Mary Apiding, a millet farmer in Uganda (Source: George Muron, via Monitor)
Millet refers to a family of seeded grasses that are a staple crop across much of the hot, arid world, and one of the first crops domesticated as part of human agriculture. Finger millet - the species of millet common throughout east Africa - was likely first domesticated roughly 5000 years ago, and has continued to be a fundamental part of east African cuisine. Indeed, that’s part of why I recommended using millet flour for this recipe - anything else, and it’s doing a disservice to the literal thousands of years that this plant has been part of the human story.
If you’re looking at the timeline of millet domestication alongside the history of the aridification of Africa and seeing a pattern, you’re not wrong. Millet became and remains a staple crop because of its resilience in the face of drought. It is a tough little grass that will happily survive anything and remain edible on the other side. It is a fundamental part of the story of humanity. Much as any particular dish tells a story of a particular people or place, what the dish is made of is as much a part of that story. Millet is the grain that has kept places like Djibouti habitable, and is part of the fundamental fibre of the place.

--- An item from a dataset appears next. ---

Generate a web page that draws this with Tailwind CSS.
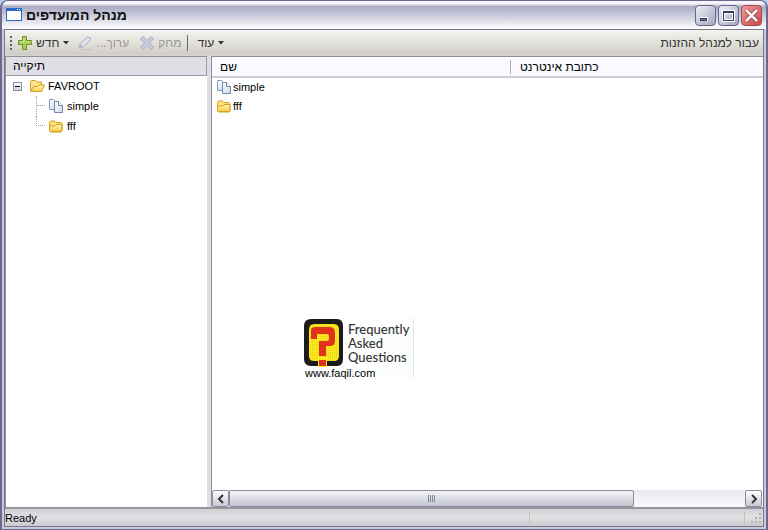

It is also, of course, increasingly threatened by climate change as the entire region becomes hotter, drier, and more prone to drought. It is climate change that brought millet into the human story. It’s climate change that could remove it once again.
When we think about laxoox and how long it’s been part of the diet of the horn of Africa, it’s impossible to say with certainty. What is likely true, though, is that it has been part of the human story for centuries, if not millennia. As long as people have been eating millet, it seems not unreasonable to believe they’ve been grinding it up into flour and mixing it into something more interesting.
Making laxoox is diving not only into the very real and alive tradition of east Africa, but also a degree of our collective and shared past, one shaped by and continuing to be shaped by a planet warming faster than we can adapt to.